Maybe even push_path, and query_param.

Do you favor this naming over path and query?

carllerche commented 5 years ago

The http::Uri type is not intended to be a general purpose URI abstraction. It is the http protocol’s request target. As such, some components don’t apply.

Auto should not be included as it is deprecated and it is strongly recommended to not use the auth component. In cases where it is needed, it can be set the more painful way.

The current components should remain.

Generally, IMO fns that append vs set should be differentiated. I.e push_path and push_query_param.

lelandjansen commented 5 years ago

The http::Uri type is not intended to be a general purpose URI abstraction. It is the http protocol’s request target. As such, some components don’t apply.

It sounds like http::Uri is not intended to be used in place of the Url crate.

Auto should not be included as it is deprecated and it is strongly recommended to not use the auth component. In cases where it is needed, it can be set the more painful way.

Noted.

The current components should remain.

Noted.

Generally, IMO fns that append vs set should be differentiated. I.e push_path and push_query_param.
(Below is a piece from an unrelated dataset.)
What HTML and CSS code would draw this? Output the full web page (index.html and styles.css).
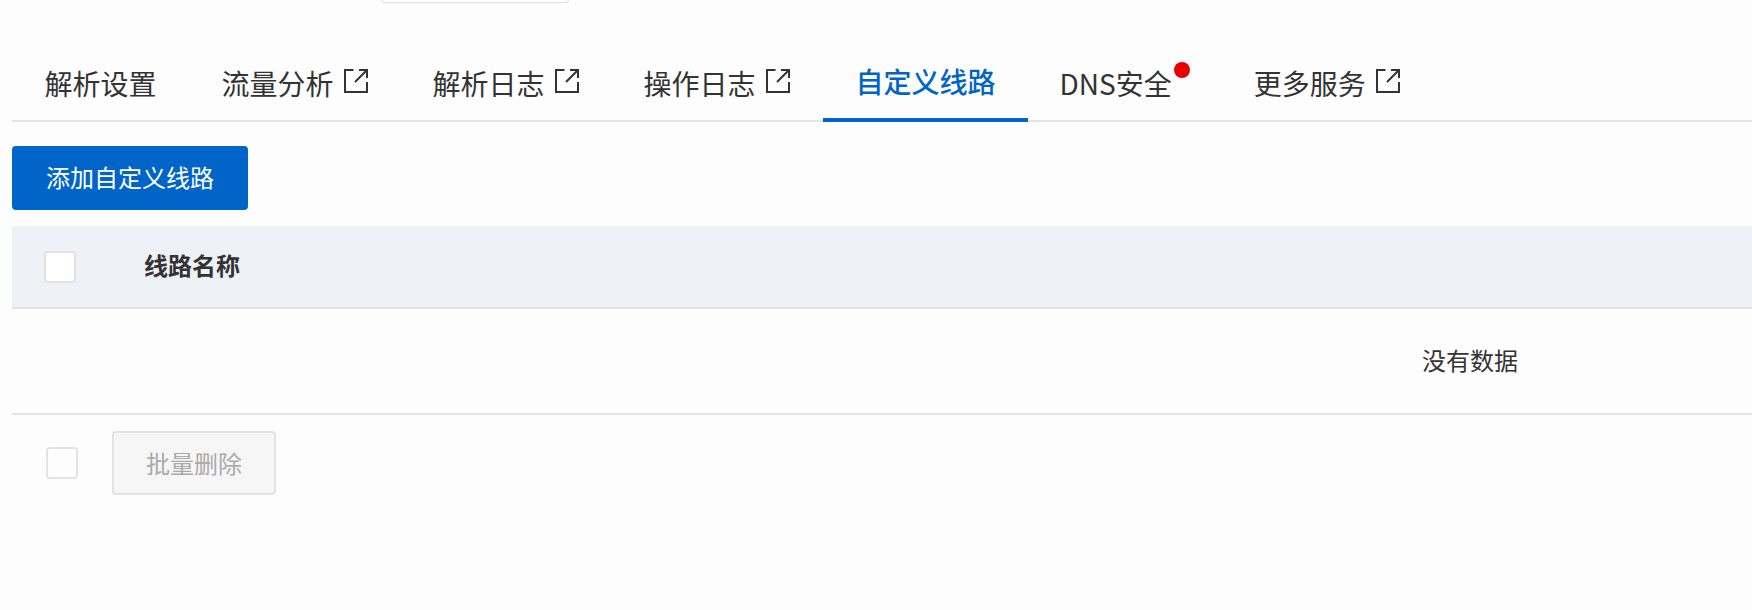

Right now the proposed API only appends (possibly to a blank list). @SergejJurecko and I agree that push_* is quite verbose if that's the only functionality.

  1. Are you suggesting we have APIs for both set (replace) and push? I don't favor this approach. A common pattern that I've seen is to store a base URI (e.g. example.com/path) as a constant and append the query components as required, for example, for an oauth flow. If you need to change the query, clone the base URI and add the new components.
  2. Do you prefer the more verbose push_* over simply path, path_from, query, and queries if we only append (not set)?